Tuesday 28 February 2012

On Builders

After much prevarication (just under nine years), Mrs L and I finally took the plunge and engaged a team of builders to carry out a minor house refurbishment. There wasn't a lot to do, was there? Knock through here, add something there, paint that. Except 'wouldn't it be nice if we just...' ended with 'well if we're going to do all that...we might as well do the whole house.'

And so, in December 2010, we made acquaintance with Michal and his crew. Michal is 6' 8" and not someone you want to fall out with over...well over anything. So I didn't. His boys, all Polish and unfailingly polite (except to the bonkers neighbour over whose driveway they parked every day just to watch him get in a froth), were dwarfs by comparison, one of them barely nudging 6' 2".

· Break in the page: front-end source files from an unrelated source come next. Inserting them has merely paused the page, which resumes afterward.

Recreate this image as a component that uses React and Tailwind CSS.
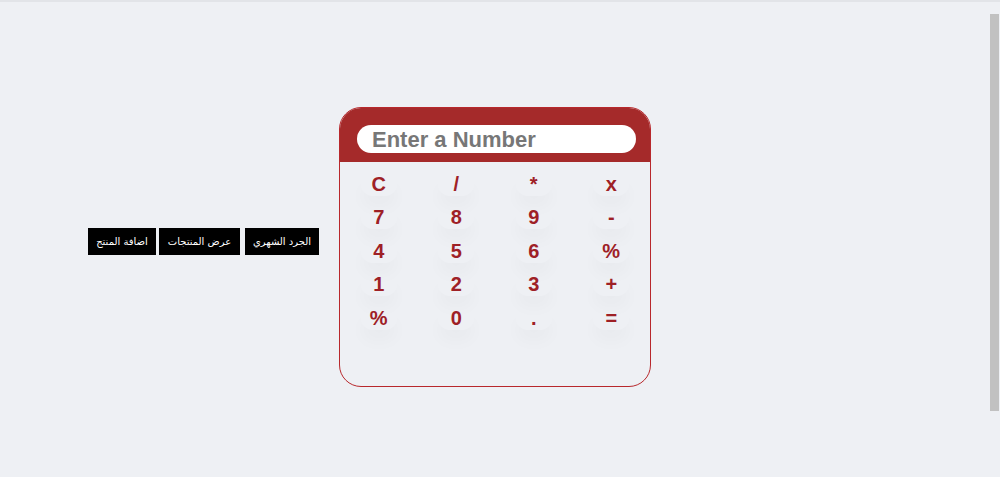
export default function App() {
  const keys = ["C", "/", "*", "x", "7", "8", "9", "-", "4", "5", "6", "%", "1", "2", "3", "+", "%", "0", ".", "="];
  const navs = [
    { t: "اضافة المنتج", w: "w-[68px]", m: "" },
    { t: "عرض المنتجات", w: "w-[81px]", m: "ml-[3px]" },
    { t: "الجرد الشهري", w: "w-[74px]", m: "ml-[5px]" },
  ];
  return (
    <div className="h-[477px] w-[1000px] overflow-hidden bg-[#eef0f4] border-t-2 border-[#e2e4e8] flex">
      <div className="flex-1 h-[540px] flex items-start pl-[88px] pt-[105px]">
        <div className="flex mt-[121px] mr-[20px]">
          {navs.map((n, i) => (
            <button
              key={i}
              dir="rtl"
              className={`h-[27px] bg-black text-white text-[10px] whitespace-nowrap flex items-center justify-center ${n.w} ${n.m}`}
              style={{ fontFamily: '"DejaVu Sans", "Noto Sans", sans-serif' }}
            >
              {n.t}
            </button>
          ))}
        </div>
        <div className="w-[312px] h-[280px] rounded-[22px] border border-[#b8282c] overflow-hidden bg-[#eef0f4]">
          <div className="bg-[#a52a2a] pt-[17px] pb-[9px] pl-[17px] pr-[14px]">
            <input
              placeholder="Enter a Number"
              className="w-full h-[28px] rounded-full bg-white px-[15px] text-[22px] font-bold text-[#777] placeholder:text-[#777] outline-none"
              style={{ fontFamily: '"Liberation Sans", Arial, sans-serif' }}
            />
          </div>
          <div className="grid grid-cols-4 pt-[5px]">
            {keys.map((k, i) => (
              <div key={i} className="h-[33.5px] flex items-center justify-center">
                <div
                  className="w-[36px] h-[24px] flex items-center justify-center text-[20px] font-bold text-[#9e2026] shadow-[0_12px_16px_rgba(0,0,0,0.025)] rounded-full"
                  style={{ fontFamily: '"Liberation Sans", Arial, sans-serif' }}
                >
                  {k}
                </div>
              </div>
            ))}
          </div>
        </div>
      </div>
      <div className="w-[12px] h-full flex flex-col items-center pt-[12px]">
        <div className="w-[9px] h-[397px] bg-[#c1c1c1]"></div>
      </div>
    </div>
  );
}
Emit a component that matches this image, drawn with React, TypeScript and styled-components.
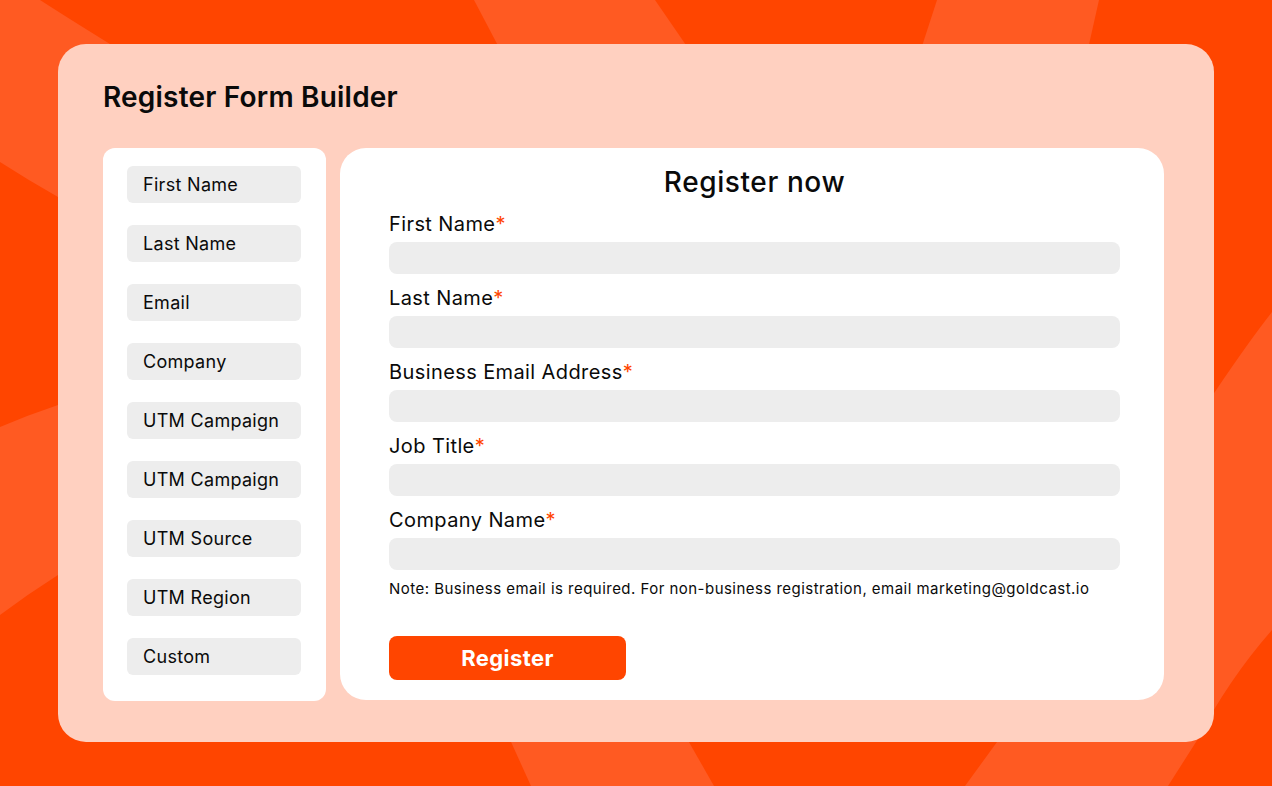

Day 1, Unforeseen Problem #1: That wall is going to need a steel frame to support it. Not just any old steel frame, mind, but one that will cost £350 just to design - enter the weirdo structural engineer. The frame itself cost way in excess of that, the installation...well, let's just say the contingency fund was looking woefully inadequate before the first week was out.

I won't bore you with the details of the disastrous kitchen designers and fitters (14 months later and it's still not finished); the arguments over the reneged promise to paint every room; the freezing fucking cold as doors and walls came down and the heating packed in; the useless - and I'm talking barely able to work a monkey wrench useless - plumber who has now made 796 visits to try (and fail) to rectify his own incompetence; the disappearance (off the face of the universe), money in hand, of the entire crew when we presented the snagging list (a mere 93 items).

Barely a year after that lot scarpered, we engaged another guy and his mute, scary mate to come in and finish everything off. Except his skills lay mainly in, I'm guessing, dressmaking or possibly retail. Hence the laughable attempt to prepare our front driveway which included cementing in anything not specifically removed by us (umbrellas, a loose manhole cover, one of the kids) and expertly 'repairing' a leaking pipe by burying it in concrete. Well we weren't to know these boys couldn't even put tiles on straight, were we? They came recommended, albeit I'm not sure by whom (whom needs shooting). And, bless them, when I sacked them after their ninth massive mistake of the day, they refused to remove the 27 - count 'em - bags of rubble comprising the erroneously laid concrete I had them remove from the driveway.

We live and learn...except we, obviously, don't.  

  

1 comment:

  1. As an inappropriate laughter sufferer, I do find this saga a trifle amusing, but at the same time having suffered at the hands of greedy and incompetent builders myself, I find myself with more of a grimace than a smile in this instance!